Exercise directions => Return only the stretch of the material below that begins with the line containing "Give me the" and ends with the line containing "Check, ChevronDown, X", exactly; both of those lines belong to it.

%%

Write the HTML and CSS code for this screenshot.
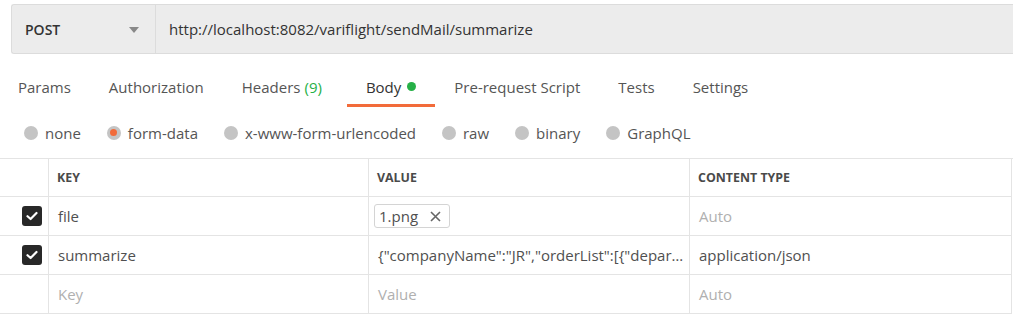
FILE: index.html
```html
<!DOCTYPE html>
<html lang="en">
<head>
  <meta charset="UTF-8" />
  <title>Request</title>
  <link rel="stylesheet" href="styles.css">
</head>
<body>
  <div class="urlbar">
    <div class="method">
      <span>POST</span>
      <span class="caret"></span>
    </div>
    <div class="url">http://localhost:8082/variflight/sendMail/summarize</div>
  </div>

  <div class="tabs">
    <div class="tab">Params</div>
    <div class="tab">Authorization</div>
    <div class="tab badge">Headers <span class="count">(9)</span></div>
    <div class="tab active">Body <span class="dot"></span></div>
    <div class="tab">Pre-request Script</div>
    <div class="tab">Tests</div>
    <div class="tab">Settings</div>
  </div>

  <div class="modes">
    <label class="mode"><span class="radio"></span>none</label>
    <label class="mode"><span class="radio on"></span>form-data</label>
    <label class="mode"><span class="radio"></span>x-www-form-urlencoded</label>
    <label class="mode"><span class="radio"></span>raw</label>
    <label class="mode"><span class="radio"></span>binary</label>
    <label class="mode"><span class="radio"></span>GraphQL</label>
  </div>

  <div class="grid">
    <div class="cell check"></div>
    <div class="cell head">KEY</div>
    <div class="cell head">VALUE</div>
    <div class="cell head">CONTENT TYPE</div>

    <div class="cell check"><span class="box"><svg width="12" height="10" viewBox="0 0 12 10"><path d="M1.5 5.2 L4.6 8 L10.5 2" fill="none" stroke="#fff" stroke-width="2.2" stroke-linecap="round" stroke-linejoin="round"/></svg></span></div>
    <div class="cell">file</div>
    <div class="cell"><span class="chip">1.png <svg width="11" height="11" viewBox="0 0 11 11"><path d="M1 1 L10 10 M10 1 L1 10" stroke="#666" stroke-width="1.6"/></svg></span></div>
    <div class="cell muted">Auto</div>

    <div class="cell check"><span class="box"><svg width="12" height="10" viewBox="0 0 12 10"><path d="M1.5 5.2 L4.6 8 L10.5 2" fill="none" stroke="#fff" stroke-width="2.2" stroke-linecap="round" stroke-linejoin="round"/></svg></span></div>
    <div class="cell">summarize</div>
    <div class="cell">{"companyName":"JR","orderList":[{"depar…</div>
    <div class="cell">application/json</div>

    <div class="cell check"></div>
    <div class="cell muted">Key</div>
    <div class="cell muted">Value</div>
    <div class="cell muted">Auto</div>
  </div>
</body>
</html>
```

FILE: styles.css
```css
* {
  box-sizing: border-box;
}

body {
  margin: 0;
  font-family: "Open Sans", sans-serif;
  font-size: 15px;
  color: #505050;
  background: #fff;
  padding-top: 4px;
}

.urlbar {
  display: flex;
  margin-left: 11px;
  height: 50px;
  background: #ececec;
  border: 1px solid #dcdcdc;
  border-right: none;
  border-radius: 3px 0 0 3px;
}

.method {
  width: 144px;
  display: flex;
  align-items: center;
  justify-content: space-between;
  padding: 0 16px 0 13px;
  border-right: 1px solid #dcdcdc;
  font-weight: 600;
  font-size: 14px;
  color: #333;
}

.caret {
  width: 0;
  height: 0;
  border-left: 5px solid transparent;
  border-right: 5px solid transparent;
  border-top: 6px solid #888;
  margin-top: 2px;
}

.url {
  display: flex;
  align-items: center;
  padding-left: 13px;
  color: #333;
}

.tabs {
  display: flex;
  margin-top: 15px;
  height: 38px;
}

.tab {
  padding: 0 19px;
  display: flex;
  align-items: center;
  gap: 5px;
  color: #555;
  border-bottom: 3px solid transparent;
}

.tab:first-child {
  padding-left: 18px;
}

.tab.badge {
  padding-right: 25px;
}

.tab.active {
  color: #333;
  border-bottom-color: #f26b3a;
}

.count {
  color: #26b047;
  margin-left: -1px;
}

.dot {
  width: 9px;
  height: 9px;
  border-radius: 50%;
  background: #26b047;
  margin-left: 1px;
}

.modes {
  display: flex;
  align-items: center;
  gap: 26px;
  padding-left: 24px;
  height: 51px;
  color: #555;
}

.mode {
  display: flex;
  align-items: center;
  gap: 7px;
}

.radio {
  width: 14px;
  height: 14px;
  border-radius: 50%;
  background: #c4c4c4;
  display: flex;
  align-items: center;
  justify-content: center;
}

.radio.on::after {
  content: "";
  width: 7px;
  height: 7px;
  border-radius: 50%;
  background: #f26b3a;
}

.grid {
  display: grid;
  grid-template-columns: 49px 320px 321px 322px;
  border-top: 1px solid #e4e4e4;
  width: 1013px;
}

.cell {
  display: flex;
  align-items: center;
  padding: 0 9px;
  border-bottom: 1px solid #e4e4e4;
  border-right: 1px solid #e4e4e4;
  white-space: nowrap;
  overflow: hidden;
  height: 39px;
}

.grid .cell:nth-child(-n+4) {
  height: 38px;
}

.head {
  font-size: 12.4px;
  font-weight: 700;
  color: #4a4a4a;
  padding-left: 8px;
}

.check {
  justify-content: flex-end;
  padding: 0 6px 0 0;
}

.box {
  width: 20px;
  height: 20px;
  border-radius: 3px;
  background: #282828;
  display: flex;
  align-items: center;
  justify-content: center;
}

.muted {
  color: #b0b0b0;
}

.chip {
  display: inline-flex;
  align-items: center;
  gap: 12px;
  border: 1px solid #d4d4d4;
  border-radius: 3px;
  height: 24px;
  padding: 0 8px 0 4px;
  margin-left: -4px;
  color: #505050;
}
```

%%
%%

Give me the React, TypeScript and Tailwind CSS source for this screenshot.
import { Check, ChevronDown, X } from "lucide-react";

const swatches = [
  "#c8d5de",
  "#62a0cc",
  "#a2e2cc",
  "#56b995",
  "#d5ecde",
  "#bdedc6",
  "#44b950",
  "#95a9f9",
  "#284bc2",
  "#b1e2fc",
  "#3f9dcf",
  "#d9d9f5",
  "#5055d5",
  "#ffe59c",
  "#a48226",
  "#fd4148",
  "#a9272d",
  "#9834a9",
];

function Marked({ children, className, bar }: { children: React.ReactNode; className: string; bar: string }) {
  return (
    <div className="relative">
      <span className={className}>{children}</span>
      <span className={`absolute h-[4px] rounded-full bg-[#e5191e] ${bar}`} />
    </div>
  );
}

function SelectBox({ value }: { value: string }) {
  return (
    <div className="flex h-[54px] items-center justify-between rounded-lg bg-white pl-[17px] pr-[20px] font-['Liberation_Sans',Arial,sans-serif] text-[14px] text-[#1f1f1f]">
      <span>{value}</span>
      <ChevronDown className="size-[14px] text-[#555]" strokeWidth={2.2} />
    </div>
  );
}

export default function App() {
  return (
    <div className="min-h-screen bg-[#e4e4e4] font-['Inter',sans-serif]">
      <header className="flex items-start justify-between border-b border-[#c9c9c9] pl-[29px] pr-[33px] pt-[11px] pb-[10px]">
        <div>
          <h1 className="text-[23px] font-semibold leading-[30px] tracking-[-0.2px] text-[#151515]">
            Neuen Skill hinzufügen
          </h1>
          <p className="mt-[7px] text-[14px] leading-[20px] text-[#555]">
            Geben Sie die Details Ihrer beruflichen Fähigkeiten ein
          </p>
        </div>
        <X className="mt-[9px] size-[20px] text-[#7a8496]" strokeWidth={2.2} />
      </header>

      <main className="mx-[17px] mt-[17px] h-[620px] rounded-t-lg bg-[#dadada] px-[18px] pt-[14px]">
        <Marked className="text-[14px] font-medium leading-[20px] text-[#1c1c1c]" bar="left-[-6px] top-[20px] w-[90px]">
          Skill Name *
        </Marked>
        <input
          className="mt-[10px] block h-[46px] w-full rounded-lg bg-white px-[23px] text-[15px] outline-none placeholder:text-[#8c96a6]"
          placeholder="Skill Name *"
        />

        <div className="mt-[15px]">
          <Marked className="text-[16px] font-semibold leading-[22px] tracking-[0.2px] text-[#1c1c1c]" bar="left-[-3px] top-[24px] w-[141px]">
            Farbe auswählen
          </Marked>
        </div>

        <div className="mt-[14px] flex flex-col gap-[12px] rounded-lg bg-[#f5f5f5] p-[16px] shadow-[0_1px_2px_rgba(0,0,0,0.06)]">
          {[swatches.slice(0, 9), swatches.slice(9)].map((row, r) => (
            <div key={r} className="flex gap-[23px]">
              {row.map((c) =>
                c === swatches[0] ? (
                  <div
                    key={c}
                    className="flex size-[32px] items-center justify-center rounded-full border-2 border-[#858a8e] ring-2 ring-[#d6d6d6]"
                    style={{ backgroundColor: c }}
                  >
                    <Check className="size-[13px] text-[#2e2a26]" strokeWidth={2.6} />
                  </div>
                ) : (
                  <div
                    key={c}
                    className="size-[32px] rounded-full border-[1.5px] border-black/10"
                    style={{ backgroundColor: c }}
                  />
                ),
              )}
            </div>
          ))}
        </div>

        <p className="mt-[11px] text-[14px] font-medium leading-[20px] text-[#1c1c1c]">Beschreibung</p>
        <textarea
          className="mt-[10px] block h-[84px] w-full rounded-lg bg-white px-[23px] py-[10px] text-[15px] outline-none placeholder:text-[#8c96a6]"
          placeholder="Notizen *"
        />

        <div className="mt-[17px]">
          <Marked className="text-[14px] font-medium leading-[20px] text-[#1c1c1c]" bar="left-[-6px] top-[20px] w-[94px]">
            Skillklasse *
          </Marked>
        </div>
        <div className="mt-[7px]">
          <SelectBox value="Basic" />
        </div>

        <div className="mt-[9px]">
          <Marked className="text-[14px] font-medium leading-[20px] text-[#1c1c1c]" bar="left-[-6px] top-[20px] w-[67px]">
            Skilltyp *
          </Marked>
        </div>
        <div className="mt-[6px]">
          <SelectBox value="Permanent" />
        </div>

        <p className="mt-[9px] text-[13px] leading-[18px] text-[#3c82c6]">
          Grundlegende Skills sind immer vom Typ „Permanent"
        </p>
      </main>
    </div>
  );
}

%%

Right answer =>
Give me the React, TypeScript and Tailwind CSS source for this screenshot.
import { Check, ChevronDown, X } from "lucide-react";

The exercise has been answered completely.